Coalition ‘did not hit’ Oman envoy’s home

JEDDAH: Two Border Guard personnel were killed in shelling from Yemen on Sunday. The soldiers were patrolling the Najran border.

Maj.-Gen. Mansour Al-Turki of the Interior Ministry said that one of the patrol teams came under intense fire around 6:30 a.m. Saudi guards responded to it and in the ensuing clash Hussein Mehdi Al-Harith and Ali Ibrahim Al-Khaldi were martyred.
Separately in Samta, Jazan, one Indian expat was killed in Houthi shelling. Ten others were injured.
Meanwhile, two Saudis are among six foreigners released by Iran-backed Houthis on Sunday. Three of them have flown out of Sanaa, airport officials said.
The hostages, who were detained earlier this year, include three Americans and a Briton.
A Houthi source said the Briton had been studying at a religious school in Yemen.
The source said the three accompanied a Houthi delegation on an Omani flight to Muscat, where they were due to meet UN special envoy to Yemen, Ismail Ould Cheikh Ahmed, for talks.

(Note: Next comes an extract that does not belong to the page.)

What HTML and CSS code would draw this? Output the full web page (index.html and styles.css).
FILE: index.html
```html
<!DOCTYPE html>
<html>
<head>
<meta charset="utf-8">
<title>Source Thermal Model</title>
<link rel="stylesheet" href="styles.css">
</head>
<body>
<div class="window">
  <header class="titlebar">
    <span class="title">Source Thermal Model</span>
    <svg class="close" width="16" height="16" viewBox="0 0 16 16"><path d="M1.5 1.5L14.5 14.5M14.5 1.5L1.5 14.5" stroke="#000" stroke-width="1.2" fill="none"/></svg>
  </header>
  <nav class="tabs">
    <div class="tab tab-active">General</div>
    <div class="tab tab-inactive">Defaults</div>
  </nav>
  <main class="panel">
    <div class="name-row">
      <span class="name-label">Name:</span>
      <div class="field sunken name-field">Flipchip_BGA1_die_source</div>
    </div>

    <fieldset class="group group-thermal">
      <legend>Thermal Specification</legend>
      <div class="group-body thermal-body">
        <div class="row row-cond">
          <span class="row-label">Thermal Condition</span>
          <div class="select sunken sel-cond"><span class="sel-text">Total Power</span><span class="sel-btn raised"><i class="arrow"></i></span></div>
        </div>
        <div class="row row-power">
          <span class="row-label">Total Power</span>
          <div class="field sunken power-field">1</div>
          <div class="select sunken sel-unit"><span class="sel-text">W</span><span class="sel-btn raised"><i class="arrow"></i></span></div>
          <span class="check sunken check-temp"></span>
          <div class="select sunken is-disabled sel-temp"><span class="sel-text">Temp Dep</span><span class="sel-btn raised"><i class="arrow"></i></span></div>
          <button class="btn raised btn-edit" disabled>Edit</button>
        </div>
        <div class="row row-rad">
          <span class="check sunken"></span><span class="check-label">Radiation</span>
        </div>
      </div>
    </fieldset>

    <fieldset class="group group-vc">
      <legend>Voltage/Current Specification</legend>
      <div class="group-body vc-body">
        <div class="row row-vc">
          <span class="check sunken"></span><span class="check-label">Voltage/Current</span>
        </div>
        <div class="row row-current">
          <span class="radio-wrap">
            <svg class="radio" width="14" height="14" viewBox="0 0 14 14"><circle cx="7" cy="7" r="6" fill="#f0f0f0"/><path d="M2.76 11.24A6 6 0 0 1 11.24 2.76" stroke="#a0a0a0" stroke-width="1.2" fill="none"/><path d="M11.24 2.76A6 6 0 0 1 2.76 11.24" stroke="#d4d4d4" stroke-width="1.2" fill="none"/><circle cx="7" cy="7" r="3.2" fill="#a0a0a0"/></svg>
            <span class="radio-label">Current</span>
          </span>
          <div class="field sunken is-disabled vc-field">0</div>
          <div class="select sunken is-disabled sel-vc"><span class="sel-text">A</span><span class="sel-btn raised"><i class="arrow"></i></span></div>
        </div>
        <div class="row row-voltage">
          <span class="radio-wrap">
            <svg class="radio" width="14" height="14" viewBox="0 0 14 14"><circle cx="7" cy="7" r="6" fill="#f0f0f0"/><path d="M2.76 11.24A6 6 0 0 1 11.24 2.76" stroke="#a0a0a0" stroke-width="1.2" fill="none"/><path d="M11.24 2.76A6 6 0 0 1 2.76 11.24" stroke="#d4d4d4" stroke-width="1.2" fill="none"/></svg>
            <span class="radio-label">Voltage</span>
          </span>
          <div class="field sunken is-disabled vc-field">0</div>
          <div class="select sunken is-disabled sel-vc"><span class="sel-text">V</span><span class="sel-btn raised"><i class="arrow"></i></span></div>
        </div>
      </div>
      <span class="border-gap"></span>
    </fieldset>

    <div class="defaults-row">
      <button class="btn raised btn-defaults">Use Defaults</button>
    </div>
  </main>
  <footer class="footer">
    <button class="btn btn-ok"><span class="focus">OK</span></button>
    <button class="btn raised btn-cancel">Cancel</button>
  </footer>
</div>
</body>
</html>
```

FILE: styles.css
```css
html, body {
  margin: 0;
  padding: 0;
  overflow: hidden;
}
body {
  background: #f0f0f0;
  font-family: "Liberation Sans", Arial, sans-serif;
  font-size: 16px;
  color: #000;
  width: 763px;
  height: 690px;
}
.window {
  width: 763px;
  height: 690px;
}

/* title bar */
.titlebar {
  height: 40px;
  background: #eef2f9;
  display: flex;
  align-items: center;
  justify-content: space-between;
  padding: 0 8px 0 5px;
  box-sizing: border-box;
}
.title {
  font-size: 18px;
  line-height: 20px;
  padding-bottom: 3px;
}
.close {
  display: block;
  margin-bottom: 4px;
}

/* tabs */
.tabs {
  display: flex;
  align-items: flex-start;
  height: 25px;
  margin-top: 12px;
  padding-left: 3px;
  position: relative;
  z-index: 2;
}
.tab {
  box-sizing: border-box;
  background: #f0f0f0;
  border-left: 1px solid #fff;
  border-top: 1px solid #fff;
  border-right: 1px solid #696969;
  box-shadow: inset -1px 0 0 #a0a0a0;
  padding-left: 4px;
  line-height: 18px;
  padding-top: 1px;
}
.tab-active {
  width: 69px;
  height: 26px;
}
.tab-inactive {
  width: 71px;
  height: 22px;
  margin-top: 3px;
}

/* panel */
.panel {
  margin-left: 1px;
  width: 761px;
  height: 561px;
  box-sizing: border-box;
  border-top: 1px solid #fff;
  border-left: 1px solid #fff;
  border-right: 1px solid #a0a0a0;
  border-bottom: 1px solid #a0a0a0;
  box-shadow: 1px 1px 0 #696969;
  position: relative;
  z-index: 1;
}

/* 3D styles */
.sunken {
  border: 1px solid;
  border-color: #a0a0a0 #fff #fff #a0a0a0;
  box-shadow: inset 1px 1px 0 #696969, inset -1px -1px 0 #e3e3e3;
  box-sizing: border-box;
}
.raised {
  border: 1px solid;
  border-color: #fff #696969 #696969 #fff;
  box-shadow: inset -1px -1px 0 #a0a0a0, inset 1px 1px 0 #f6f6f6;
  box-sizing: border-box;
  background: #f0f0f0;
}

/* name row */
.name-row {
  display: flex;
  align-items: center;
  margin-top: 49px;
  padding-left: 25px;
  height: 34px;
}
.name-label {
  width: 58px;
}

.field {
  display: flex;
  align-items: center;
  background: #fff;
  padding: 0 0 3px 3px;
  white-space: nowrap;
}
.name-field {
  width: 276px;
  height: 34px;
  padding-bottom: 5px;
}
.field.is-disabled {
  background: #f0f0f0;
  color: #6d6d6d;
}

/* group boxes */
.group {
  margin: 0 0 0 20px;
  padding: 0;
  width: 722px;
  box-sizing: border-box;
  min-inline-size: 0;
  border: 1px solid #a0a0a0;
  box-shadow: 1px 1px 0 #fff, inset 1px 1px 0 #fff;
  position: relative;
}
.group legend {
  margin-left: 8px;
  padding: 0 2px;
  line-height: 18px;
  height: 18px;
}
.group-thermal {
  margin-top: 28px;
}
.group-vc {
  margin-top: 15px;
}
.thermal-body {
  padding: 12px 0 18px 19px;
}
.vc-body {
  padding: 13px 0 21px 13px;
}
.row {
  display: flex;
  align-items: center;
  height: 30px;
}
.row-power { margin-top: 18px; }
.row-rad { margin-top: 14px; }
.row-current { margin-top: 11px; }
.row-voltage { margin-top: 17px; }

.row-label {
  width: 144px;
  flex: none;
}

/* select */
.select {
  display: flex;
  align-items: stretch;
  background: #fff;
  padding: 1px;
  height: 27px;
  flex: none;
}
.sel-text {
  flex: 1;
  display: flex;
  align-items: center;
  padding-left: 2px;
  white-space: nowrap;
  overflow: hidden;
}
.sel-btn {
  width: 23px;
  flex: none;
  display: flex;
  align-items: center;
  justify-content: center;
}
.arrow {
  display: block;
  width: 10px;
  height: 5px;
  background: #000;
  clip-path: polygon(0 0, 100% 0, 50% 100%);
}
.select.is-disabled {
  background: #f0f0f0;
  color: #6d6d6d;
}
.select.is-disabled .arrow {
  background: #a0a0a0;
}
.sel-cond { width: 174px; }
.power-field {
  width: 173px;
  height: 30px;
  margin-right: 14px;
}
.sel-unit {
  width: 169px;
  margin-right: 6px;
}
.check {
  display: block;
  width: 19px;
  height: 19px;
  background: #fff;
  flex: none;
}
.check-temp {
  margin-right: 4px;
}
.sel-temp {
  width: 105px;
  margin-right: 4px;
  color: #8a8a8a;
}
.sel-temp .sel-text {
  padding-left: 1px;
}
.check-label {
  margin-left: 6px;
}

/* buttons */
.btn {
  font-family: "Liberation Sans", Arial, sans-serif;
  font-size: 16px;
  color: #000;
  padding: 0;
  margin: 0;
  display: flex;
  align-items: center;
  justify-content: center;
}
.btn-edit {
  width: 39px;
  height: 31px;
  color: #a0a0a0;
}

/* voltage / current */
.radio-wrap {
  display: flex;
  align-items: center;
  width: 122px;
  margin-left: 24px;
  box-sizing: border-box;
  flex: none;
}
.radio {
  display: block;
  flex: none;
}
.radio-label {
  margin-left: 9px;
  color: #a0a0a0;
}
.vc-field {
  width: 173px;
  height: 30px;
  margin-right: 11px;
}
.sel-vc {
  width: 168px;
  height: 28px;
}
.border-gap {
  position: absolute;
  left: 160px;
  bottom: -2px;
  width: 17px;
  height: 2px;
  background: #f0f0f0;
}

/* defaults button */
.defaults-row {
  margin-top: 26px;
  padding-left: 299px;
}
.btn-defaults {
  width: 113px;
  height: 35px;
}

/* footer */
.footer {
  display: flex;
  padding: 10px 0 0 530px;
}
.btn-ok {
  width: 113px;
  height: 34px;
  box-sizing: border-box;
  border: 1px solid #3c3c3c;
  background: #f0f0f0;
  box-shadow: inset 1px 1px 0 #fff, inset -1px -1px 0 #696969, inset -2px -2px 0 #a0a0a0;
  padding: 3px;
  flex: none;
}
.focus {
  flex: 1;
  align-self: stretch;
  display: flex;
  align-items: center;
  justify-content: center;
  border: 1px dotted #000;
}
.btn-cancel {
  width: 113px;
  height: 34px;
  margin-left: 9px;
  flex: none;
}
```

On Saturday, Oman said it had summoned the Saudi ambassador to Muscat to file an official complaint over what it said was the targeting of the residence of its ambassador in Sanaa on Friday night.
The Saudi-led coalition spokesman has denied the accusation and suggested that the ambassador's residence may have been hit by mortars, fired by the Houthis, our sister publication Asharq Al-Awsat said. It quoted Brig.-Gen. Ahmed Al-Assiri as saying the coalition would welcome an investigation.
“One would be able from the beginning to distinguish between a mortar strike and a plane strike,” he said. Coalition air raids have intensified in recent weeks as a Gulf Arab ground force and loyalists prepare a campaign to recapture Sanaa.